▶ **Supplied records**
*****

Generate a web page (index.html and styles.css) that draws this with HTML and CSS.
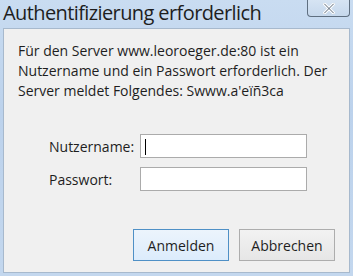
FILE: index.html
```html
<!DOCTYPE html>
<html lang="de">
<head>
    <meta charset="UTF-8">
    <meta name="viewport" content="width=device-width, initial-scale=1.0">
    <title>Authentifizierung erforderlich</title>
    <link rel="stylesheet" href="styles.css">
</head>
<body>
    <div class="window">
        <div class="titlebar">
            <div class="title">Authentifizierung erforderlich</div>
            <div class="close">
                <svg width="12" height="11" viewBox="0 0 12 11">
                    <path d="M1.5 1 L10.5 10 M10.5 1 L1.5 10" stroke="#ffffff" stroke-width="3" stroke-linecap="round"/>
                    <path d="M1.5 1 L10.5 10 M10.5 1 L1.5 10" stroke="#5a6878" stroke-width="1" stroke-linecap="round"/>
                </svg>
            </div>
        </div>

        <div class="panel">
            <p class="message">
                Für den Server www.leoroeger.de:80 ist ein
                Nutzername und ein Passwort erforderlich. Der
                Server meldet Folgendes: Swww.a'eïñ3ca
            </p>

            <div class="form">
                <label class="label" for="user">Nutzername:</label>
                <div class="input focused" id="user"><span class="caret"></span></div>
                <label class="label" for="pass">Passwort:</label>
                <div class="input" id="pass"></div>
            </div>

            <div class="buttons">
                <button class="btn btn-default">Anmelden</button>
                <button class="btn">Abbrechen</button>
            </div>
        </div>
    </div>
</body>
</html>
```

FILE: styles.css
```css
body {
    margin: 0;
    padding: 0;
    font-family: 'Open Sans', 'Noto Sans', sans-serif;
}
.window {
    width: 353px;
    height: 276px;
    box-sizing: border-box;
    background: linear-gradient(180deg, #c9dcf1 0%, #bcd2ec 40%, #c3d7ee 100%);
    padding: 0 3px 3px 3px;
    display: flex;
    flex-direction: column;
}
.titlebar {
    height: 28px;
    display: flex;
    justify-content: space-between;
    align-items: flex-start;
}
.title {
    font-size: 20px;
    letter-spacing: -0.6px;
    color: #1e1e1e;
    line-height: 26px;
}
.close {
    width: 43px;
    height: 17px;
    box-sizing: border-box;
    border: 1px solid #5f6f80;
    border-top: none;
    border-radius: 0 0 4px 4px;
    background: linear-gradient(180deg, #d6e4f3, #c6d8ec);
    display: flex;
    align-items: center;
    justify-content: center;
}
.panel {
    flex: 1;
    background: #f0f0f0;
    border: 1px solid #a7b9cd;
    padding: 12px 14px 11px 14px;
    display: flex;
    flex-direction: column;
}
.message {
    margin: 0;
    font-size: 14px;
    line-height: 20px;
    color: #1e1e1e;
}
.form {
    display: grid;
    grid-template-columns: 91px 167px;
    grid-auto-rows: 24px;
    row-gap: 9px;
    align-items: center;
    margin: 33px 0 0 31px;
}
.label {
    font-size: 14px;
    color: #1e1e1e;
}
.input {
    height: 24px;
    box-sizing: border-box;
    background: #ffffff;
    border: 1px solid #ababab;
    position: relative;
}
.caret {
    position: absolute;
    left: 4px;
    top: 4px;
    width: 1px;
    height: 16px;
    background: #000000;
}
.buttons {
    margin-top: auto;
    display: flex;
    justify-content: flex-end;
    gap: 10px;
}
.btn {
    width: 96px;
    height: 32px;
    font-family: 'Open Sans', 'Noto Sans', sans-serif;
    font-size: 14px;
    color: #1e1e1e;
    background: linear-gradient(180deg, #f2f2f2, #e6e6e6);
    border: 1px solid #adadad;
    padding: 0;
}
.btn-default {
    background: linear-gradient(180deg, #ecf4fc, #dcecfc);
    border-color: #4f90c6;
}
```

*****

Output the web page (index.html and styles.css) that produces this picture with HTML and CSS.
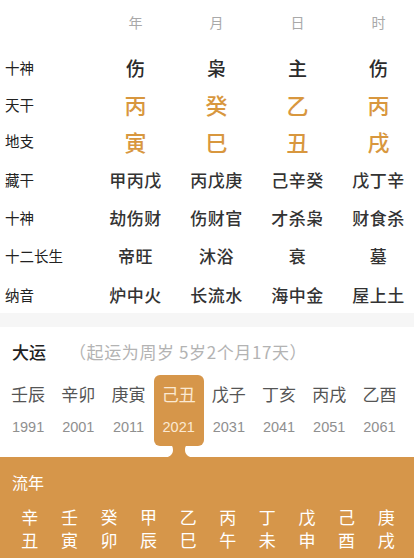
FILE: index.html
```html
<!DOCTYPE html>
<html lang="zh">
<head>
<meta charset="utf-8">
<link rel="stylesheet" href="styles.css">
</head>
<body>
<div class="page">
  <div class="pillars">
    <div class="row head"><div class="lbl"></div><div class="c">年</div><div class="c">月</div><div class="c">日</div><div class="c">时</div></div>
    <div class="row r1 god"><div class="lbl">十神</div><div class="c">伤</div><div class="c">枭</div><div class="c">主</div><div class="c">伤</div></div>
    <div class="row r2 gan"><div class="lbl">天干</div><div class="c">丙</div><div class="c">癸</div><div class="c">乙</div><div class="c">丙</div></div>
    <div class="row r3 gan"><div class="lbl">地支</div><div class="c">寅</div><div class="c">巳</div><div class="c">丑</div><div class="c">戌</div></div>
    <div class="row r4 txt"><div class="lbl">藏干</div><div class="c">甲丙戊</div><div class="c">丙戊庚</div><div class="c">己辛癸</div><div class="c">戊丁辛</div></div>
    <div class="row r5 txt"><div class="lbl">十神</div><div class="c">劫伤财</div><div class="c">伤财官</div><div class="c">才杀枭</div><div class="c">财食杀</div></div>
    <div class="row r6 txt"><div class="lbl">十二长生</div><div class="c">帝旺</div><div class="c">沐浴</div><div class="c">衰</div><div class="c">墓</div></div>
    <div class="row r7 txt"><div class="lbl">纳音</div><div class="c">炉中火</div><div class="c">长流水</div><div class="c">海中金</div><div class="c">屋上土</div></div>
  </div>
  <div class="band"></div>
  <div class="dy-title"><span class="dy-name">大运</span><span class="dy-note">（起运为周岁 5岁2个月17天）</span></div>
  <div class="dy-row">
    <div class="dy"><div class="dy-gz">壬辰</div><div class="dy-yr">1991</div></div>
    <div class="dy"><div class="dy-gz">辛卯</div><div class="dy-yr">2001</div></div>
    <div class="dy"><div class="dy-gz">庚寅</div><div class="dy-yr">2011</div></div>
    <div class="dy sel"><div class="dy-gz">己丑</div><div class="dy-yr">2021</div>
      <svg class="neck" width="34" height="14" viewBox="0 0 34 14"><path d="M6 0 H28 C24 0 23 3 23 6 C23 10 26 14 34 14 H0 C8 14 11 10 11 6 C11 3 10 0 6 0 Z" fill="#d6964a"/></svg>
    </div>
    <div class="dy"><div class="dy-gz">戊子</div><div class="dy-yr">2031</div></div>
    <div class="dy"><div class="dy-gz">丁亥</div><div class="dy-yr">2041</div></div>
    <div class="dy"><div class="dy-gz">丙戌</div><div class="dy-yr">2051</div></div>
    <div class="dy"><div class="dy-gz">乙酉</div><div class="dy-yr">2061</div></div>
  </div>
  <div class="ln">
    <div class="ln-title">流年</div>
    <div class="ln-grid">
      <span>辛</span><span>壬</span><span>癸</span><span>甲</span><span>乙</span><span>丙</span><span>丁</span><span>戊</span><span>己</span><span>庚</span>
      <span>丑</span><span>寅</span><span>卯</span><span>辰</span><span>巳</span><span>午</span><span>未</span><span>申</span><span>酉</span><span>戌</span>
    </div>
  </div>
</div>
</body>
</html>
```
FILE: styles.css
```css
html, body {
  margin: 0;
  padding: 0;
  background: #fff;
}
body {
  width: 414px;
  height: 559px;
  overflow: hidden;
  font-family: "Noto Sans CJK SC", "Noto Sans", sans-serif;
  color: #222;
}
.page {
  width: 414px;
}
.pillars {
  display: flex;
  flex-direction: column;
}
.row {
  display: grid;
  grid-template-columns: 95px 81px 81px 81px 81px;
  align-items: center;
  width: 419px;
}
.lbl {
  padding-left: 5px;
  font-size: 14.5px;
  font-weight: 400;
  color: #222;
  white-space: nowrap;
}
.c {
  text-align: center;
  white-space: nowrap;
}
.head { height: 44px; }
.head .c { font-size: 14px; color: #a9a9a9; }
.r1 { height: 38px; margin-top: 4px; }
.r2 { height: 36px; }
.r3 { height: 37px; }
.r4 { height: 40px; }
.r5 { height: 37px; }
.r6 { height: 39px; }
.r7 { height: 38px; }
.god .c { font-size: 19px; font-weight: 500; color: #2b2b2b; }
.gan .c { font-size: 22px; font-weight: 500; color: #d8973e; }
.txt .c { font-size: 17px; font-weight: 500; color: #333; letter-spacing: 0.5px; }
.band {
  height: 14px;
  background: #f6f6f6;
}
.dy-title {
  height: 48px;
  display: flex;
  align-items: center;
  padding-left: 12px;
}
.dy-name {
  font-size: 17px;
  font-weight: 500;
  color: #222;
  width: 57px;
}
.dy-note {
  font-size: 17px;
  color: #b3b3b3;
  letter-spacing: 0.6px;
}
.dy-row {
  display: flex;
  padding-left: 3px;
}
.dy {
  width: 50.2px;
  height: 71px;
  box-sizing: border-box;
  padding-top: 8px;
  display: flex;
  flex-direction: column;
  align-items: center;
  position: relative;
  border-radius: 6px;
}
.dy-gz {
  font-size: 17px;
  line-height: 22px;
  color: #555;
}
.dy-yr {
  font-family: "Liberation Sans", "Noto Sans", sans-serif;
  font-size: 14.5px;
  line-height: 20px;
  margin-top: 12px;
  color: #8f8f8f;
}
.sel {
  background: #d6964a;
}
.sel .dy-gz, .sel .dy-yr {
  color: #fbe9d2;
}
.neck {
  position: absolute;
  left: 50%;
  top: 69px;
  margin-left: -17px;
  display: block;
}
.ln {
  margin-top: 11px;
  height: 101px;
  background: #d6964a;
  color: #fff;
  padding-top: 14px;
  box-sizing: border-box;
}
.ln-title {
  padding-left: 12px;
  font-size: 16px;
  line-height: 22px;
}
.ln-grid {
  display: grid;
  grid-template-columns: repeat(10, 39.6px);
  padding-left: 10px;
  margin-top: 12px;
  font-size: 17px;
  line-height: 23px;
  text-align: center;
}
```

*****

▶ **The request**
Collect from the data above every line that includes "page".

▶ **Answer to this task**
Generate a web page (index.html and styles.css) that draws this with HTML and CSS.
Output the web page (index.html and styles.css) that produces this picture with HTML and CSS.
<div class="page">
.page {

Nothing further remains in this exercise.